– Гм, интересно чем?

– Опыт… Чем больше опыта в общении с театральной публикой, режиссерами, критиками, тем свободнее чувствуешь в их среде, тем больше надежд на успех.

Незамыслов засмеялся:

– Надежды юношей питают! Классиком станете?

– Постараюсь, – заверил его я.

– Что ж, похвально, что пытаетесь добиться успеха, мэтр!

– Спасибо за вашу помощь, – поблагодарил я Незамыслова, – но еще просьба к вам…

– Что еще желаете, мэтр Соколов?

Я взмолился:

– Хватить звать меня мэтром! Мы ж не во Франции!

– Да я в шутку… Так о чем ваша просьба?

– Помогите мне проникнуть на репетиции, – попросил я критика.

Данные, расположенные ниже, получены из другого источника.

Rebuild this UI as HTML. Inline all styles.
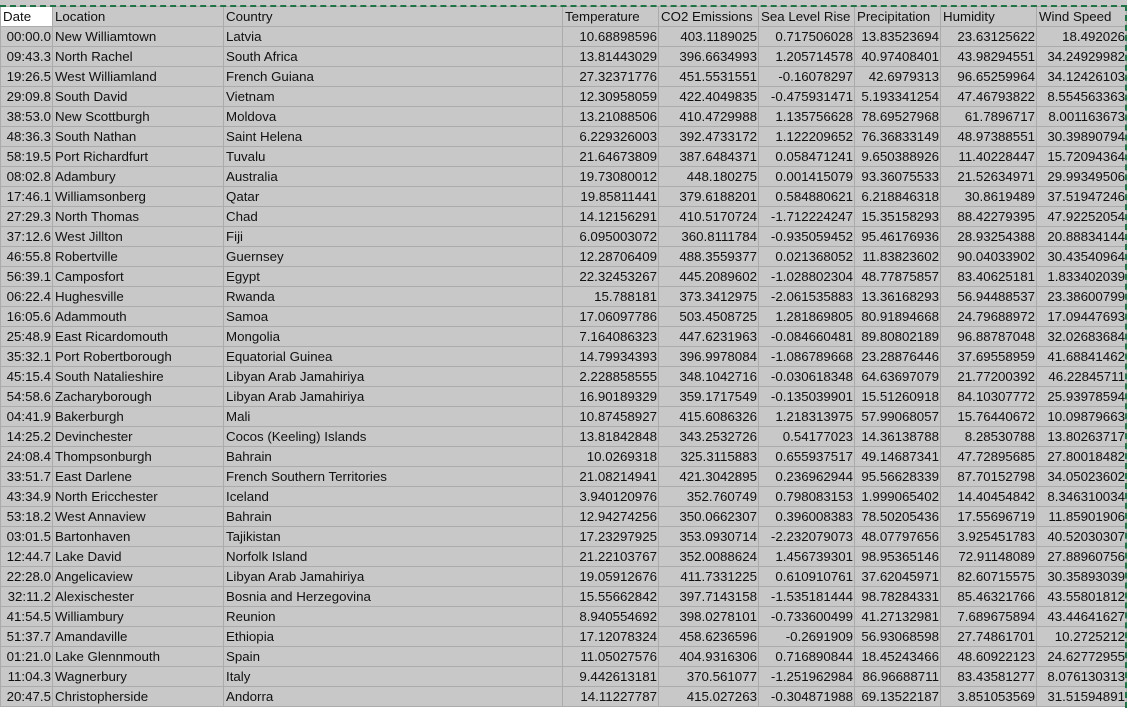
<!DOCTYPE html>
<html><head><meta charset="utf-8"><style>
html,body{margin:0;padding:0;width:1129px;height:708px;overflow:hidden;background:#fff;}
.wrap{position:absolute;left:0;top:0;width:1129px;height:708px;overflow:hidden;}
.top{position:absolute;left:0;top:0;width:1127px;height:6px;background:#c8c8c8;}
table{position:absolute;left:0;top:6px;border-collapse:collapse;table-layout:fixed;font-family:"Liberation Sans",sans-serif;font-size:13.3px;color:#111;background:#c8c8c8;}
td{height:19px;padding:1px 1px 0 2px;border:1px solid #ababab;white-space:nowrap;overflow:hidden;line-height:18px;box-sizing:border-box;}
tr{height:20px;}
td.n{text-align:right;}
tr.h td{text-align:left;}
.dash{position:absolute;border-color:#217346;border-style:dashed;}
</style></head><body><div class="wrap">
<div class="top"></div>
<table>
<colgroup><col style="width:52px"><col style="width:171px"><col style="width:339px"><col style="width:96px"><col style="width:100px"><col style="width:96px"><col style="width:86px"><col style="width:96px"><col style="width:90px"></colgroup>
<tr class="h"><td style="background:#fff">Date</td><td>Location</td><td>Country</td><td>Temperature</td><td>CO2 Emissions</td><td>Sea Level Rise</td><td>Precipitation</td><td>Humidity</td><td>Wind Speed</td></tr>
<tr><td class="n">00:00.0</td><td>New Williamtown</td><td>Latvia</td><td class="n">10.68898596</td><td class="n">403.1189025</td><td class="n">0.717506028</td><td class="n">13.83523694</td><td class="n">23.63125622</td><td class="n">18.492026</td></tr>
<tr><td class="n">09:43.3</td><td>North Rachel</td><td>South Africa</td><td class="n">13.81443029</td><td class="n">396.6634993</td><td class="n">1.205714578</td><td class="n">40.97408401</td><td class="n">43.98294551</td><td class="n">34.24929982</td></tr>
<tr><td class="n">19:26.5</td><td>West Williamland</td><td>French Guiana</td><td class="n">27.32371776</td><td class="n">451.5531551</td><td class="n">-0.16078297</td><td class="n">42.6979313</td><td class="n">96.65259964</td><td class="n">34.12426103</td></tr>
<tr><td class="n">29:09.8</td><td>South David</td><td>Vietnam</td><td class="n">12.30958059</td><td class="n">422.4049835</td><td class="n">-0.475931471</td><td class="n">5.193341254</td><td class="n">47.46793822</td><td class="n">8.554563363</td></tr>
<tr><td class="n">38:53.0</td><td>New Scottburgh</td><td>Moldova</td><td class="n">13.21088506</td><td class="n">410.4729988</td><td class="n">1.135756628</td><td class="n">78.69527968</td><td class="n">61.7896717</td><td class="n">8.001163673</td></tr>
<tr><td class="n">48:36.3</td><td>South Nathan</td><td>Saint Helena</td><td class="n">6.229326003</td><td class="n">392.4733172</td><td class="n">1.122209652</td><td class="n">76.36833149</td><td class="n">48.97388551</td><td class="n">30.39890794</td></tr>
<tr><td class="n">58:19.5</td><td>Port Richardfurt</td><td>Tuvalu</td><td class="n">21.64673809</td><td class="n">387.6484371</td><td class="n">0.058471241</td><td class="n">9.650388926</td><td class="n">11.40228447</td><td class="n">15.72094364</td></tr>
<tr><td class="n">08:02.8</td><td>Adambury</td><td>Australia</td><td class="n">19.73080012</td><td class="n">448.180275</td><td class="n">0.001415079</td><td class="n">93.36075533</td><td class="n">21.52634971</td><td class="n">29.99349506</td></tr>
<tr><td class="n">17:46.1</td><td>Williamsonberg</td><td>Qatar</td><td class="n">19.85811441</td><td class="n">379.6188201</td><td class="n">0.584880621</td><td class="n">6.218846318</td><td class="n">30.8619489</td><td class="n">37.51947246</td></tr>
<tr><td class="n">27:29.3</td><td>North Thomas</td><td>Chad</td><td class="n">14.12156291</td><td class="n">410.5170724</td><td class="n">-1.712224247</td><td class="n">15.35158293</td><td class="n">88.42279395</td><td class="n">47.92252054</td></tr>
<tr><td class="n">37:12.6</td><td>West Jillton</td><td>Fiji</td><td class="n">6.095003072</td><td class="n">360.8111784</td><td class="n">-0.935059452</td><td class="n">95.46176936</td><td class="n">28.93254388</td><td class="n">20.88834144</td></tr>
<tr><td class="n">46:55.8</td><td>Robertville</td><td>Guernsey</td><td class="n">12.28706409</td><td class="n">488.3559377</td><td class="n">0.021368052</td><td class="n">11.83823602</td><td class="n">90.04033902</td><td class="n">30.43540964</td></tr>
<tr><td class="n">56:39.1</td><td>Camposfort</td><td>Egypt</td><td class="n">22.32453267</td><td class="n">445.2089602</td><td class="n">-1.028802304</td><td class="n">48.77875857</td><td class="n">83.40625181</td><td class="n">1.833402039</td></tr>
<tr><td class="n">06:22.4</td><td>Hughesville</td><td>Rwanda</td><td class="n">15.788181</td><td class="n">373.3412975</td><td class="n">-2.061535883</td><td class="n">13.36168293</td><td class="n">56.94488537</td><td class="n">23.38600799</td></tr>
<tr><td class="n">16:05.6</td><td>Adammouth</td><td>Samoa</td><td class="n">17.06097786</td><td class="n">503.4508725</td><td class="n">1.281869805</td><td class="n">80.91894668</td><td class="n">24.79688972</td><td class="n">17.09447693</td></tr>
<tr><td class="n">25:48.9</td><td>East Ricardomouth</td><td>Mongolia</td><td class="n">7.164086323</td><td class="n">447.6231963</td><td class="n">-0.084660481</td><td class="n">89.80802189</td><td class="n">96.88787048</td><td class="n">32.02683684</td></tr>
<tr><td class="n">35:32.1</td><td>Port Robertborough</td><td>Equatorial Guinea</td><td class="n">14.79934393</td><td class="n">396.9978084</td><td class="n">-1.086789668</td><td class="n">23.28876446</td><td class="n">37.69558959</td><td class="n">41.68841462</td></tr>
<tr><td class="n">45:15.4</td><td>South Natalieshire</td><td>Libyan Arab Jamahiriya</td><td class="n">2.228858555</td><td class="n">348.1042716</td><td class="n">-0.030618348</td><td class="n">64.63697079</td><td class="n">21.77200392</td><td class="n">46.22845711</td></tr>
<tr><td class="n">54:58.6</td><td>Zacharyborough</td><td>Libyan Arab Jamahiriya</td><td class="n">16.90189329</td><td class="n">359.1717549</td><td class="n">-0.135039901</td><td class="n">15.51260918</td><td class="n">84.10307772</td><td class="n">25.93978594</td></tr>
<tr><td class="n">04:41.9</td><td>Bakerburgh</td><td>Mali</td><td class="n">10.87458927</td><td class="n">415.6086326</td><td class="n">1.218313975</td><td class="n">57.99068057</td><td class="n">15.76440672</td><td class="n">10.09879663</td></tr>
<tr><td class="n">14:25.2</td><td>Devinchester</td><td>Cocos (Keeling) Islands</td><td class="n">13.81842848</td><td class="n">343.2532726</td><td class="n">0.54177023</td><td class="n">14.36138788</td><td class="n">8.28530788</td><td class="n">13.80263717</td></tr>
<tr><td class="n">24:08.4</td><td>Thompsonburgh</td><td>Bahrain</td><td class="n">10.0269318</td><td class="n">325.3115883</td><td class="n">0.655937517</td><td class="n">49.14687341</td><td class="n">47.72895685</td><td class="n">27.80018482</td></tr>
<tr><td class="n">33:51.7</td><td>East Darlene</td><td>French Southern Territories</td><td class="n">21.08214941</td><td class="n">421.3042895</td><td class="n">0.236962944</td><td class="n">95.56628339</td><td class="n">87.70152798</td><td class="n">34.05023602</td></tr>
<tr><td class="n">43:34.9</td><td>North Ericchester</td><td>Iceland</td><td class="n">3.940120976</td><td class="n">352.760749</td><td class="n">0.798083153</td><td class="n">1.999065402</td><td class="n">14.40454842</td><td class="n">8.346310034</td></tr>
<tr><td class="n">53:18.2</td><td>West Annaview</td><td>Bahrain</td><td class="n">12.94274256</td><td class="n">350.0662307</td><td class="n">0.396008383</td><td class="n">78.50205436</td><td class="n">17.55696719</td><td class="n">11.85901906</td></tr>
<tr><td class="n">03:01.5</td><td>Bartonhaven</td><td>Tajikistan</td><td class="n">17.23297925</td><td class="n">353.0930714</td><td class="n">-2.232079073</td><td class="n">48.07797656</td><td class="n">3.925451783</td><td class="n">40.52030307</td></tr>
<tr><td class="n">12:44.7</td><td>Lake David</td><td>Norfolk Island</td><td class="n">21.22103767</td><td class="n">352.0088624</td><td class="n">1.456739301</td><td class="n">98.95365146</td><td class="n">72.91148089</td><td class="n">27.88960756</td></tr>
<tr><td class="n">22:28.0</td><td>Angelicaview</td><td>Libyan Arab Jamahiriya</td><td class="n">19.05912676</td><td class="n">411.7331225</td><td class="n">0.610910761</td><td class="n">37.62045971</td><td class="n">82.60715575</td><td class="n">30.35893039</td></tr>
<tr><td class="n">32:11.2</td><td>Alexischester</td><td>Bosnia and Herzegovina</td><td class="n">15.55662842</td><td class="n">397.7143158</td><td class="n">-1.535181444</td><td class="n">98.78284331</td><td class="n">85.46321766</td><td class="n">43.55801812</td></tr>
<tr><td class="n">41:54.5</td><td>Williambury</td><td>Reunion</td><td class="n">8.940554692</td><td class="n">398.0278101</td><td class="n">-0.733600499</td><td class="n">41.27132981</td><td class="n">7.689675894</td><td class="n">43.44641627</td></tr>
<tr><td class="n">51:37.7</td><td>Amandaville</td><td>Ethiopia</td><td class="n">17.12078324</td><td class="n">458.6236596</td><td class="n">-0.2691909</td><td class="n">56.93068598</td><td class="n">27.74861701</td><td class="n">10.2725212</td></tr>
<tr><td class="n">01:21.0</td><td>Lake Glennmouth</td><td>Spain</td><td class="n">11.05027576</td><td class="n">404.9316306</td><td class="n">0.716890844</td><td class="n">18.45243466</td><td class="n">48.60922123</td><td class="n">24.62772955</td></tr>
<tr><td class="n">11:04.3</td><td>Wagnerbury</td><td>Italy</td><td class="n">9.442613181</td><td class="n">370.561077</td><td class="n">-1.251962984</td><td class="n">86.96688711</td><td class="n">83.43581277</td><td class="n">8.076130313</td></tr>
<tr><td class="n">20:47.5</td><td>Christopherside</td><td>Andorra</td><td class="n">14.11227787</td><td class="n">415.027263</td><td class="n">-0.304871988</td><td class="n">69.13522187</td><td class="n">3.851053569</td><td class="n">31.51594891</td></tr>
</table>
<div class="dash" style="left:0;top:5px;width:1127px;height:0;border-width:2px 0 0 0;"></div>
<div class="dash" style="left:1125px;top:5px;width:0;height:703px;border-width:0 0 0 2px;"></div>
</div></body></html>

– Это зачем вам? И в качестве кого?

– Посмотреть театр наизнанку, что ли… Никогда не был на репетициях. Вместе с вами, может быть.

– Если гора не идет к Магомету, Магомет идет к горе?

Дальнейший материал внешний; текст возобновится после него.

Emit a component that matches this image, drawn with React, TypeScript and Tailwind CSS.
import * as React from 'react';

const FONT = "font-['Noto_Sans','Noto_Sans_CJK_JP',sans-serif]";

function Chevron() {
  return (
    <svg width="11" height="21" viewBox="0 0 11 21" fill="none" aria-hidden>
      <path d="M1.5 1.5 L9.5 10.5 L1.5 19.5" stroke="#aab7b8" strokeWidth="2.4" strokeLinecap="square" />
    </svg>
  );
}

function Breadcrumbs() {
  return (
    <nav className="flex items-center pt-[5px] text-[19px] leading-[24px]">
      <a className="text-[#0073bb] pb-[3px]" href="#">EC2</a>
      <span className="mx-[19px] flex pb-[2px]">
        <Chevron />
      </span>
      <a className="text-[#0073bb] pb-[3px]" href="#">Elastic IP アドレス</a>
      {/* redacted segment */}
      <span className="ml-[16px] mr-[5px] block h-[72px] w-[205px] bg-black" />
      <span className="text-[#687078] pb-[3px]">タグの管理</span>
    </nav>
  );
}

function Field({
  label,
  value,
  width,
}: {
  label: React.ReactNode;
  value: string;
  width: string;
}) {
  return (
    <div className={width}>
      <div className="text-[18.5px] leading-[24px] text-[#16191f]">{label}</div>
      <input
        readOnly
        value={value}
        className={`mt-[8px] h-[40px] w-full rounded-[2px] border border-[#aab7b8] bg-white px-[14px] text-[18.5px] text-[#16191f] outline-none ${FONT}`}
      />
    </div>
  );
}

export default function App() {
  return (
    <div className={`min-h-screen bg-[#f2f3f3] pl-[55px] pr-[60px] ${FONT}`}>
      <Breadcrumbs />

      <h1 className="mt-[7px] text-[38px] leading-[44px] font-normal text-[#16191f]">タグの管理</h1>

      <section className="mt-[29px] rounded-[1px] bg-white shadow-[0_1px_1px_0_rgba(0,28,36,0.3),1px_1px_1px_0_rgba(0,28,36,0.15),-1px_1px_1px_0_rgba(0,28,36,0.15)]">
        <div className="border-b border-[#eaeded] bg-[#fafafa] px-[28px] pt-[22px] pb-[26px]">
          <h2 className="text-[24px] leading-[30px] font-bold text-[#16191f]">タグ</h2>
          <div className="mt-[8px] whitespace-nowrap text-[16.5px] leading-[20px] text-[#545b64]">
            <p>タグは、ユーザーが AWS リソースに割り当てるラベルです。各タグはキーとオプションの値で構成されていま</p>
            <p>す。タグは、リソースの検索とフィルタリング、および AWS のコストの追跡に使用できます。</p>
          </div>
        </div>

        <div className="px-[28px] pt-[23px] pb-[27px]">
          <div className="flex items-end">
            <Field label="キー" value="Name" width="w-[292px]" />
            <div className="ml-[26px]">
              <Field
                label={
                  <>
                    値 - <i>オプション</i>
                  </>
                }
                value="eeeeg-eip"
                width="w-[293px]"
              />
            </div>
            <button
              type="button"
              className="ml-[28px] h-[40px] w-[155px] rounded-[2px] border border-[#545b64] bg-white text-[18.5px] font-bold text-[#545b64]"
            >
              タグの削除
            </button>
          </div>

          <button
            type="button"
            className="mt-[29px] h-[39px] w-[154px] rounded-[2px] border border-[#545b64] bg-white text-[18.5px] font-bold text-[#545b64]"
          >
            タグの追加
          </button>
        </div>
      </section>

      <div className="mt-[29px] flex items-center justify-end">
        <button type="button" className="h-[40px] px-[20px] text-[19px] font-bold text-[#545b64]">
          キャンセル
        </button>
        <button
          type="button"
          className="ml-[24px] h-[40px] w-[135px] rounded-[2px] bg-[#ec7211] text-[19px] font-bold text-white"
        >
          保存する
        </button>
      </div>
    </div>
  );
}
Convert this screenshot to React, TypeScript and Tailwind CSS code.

– Вы поняли меня, Николай Антонович, – улыбнулся я.

– Хорошо, я подумаю… Только не в этот театральный храм, хорошо?

– Разумеется.

На том мы и попрощались.

Глава 6

Жан-Батист де Мольер

Домой пришел я задумчивым и усталым. Жена сразу заметила мое меланхоличное настроение и спросила, хлопоча на кухне:

– Сережа, что‑то случилось?

– Нет… Ходил вместе с Незамысловым в Драматический театр.

– А! А я думала, что‑то случилось, – улыбнулась Валя. – То‑то пришел позднее, чем обычно.

Я привык, что Валя снисходительно относилась к моему литературному творчеству, говоря, что я по профессии врач, а литература и драматургия что‑то вроде хобби. Я пытался спорить с ней, но потом спорить перестал – я очень любил свою жену, может, даже слишком, а в силу того прощал ей явное невнимание к моему творчеству. Конечно, мне было неприятно порой, когда я хотел ей что‑то рассказать про свою новую публикацию в журнале или газете, про написанную новую комедию, а она сидела усталая после работы, уткнувшись в телевизор, не слыша меня. Да, я тоже уставал, приходил после работы, беготни по редакциям журналов, посещений разных театральных режиссеров намного позднее ее, но тем не менее я хотел высказаться, чтобы она меня выслушала. Однако очень часто, к сожалению, она слушала невнимательно, предпочитая смотреть все телевизионные программы подряд, часто переключая их. Валя, как полагал я, не могла жить без телевизора, который я называл в шутку «зомбиящиком». Очень многие люди, как и моя любимая женушка, подвержены телегипнозу, не в состоянии прожить без него и одного дня. Достаточно сказать, что Валя, встав утром в субботу и воскресенье, первым делом включает зомбиящик и смотрит все подряд, даже не читая телепрограмму и не выбирая, что смотреть. Я одно время критиковал ее, но потом перестал. Со временем я смирился с невниманием Вали к моим литературным поискам. Судьба художника порой такова, что он одинок в мире, и думая так, я не злился на Валю, только часто вздыхал…

Я лежал на диване, когда после получаса пребывания на кухне ко мне подошла Валя, спрашивая, почему я не иду есть. Я вяло кивнул и пошел на кухню.

– Слушай, ты совсем какой‑то расстроенный, – заметила Валя. – С кем‑то поссорился?

– Нет…

– Эта беготня твоя по театрам ничего не даст, – озабоченно сказала Валя, – на тебе просто лица нет! Ну, что случилось?

– Гм, неужели тебе это интересно?

– Давай откровенно, – продолжала Валя, усаживая меня за стол. – Ты сам не раз утверждал, что театр наш сейчас что‑то вроде музея поношенных вещей, что старый репертуарный театр мертв.

– Ну и что дальше?

– А дальше следует, как понимаю, то, что хватить бегать по театрам со своими пьесами. Лучше пойди на телевидение или в кинокомпанию.

Я наотрез отказался идти на телевидение, мотивируя свое решение тем, что телесериалов я не пишу и писать их не буду никогда, а сатиру телечиновники и продюсеры ставить не будут, хоть тресни.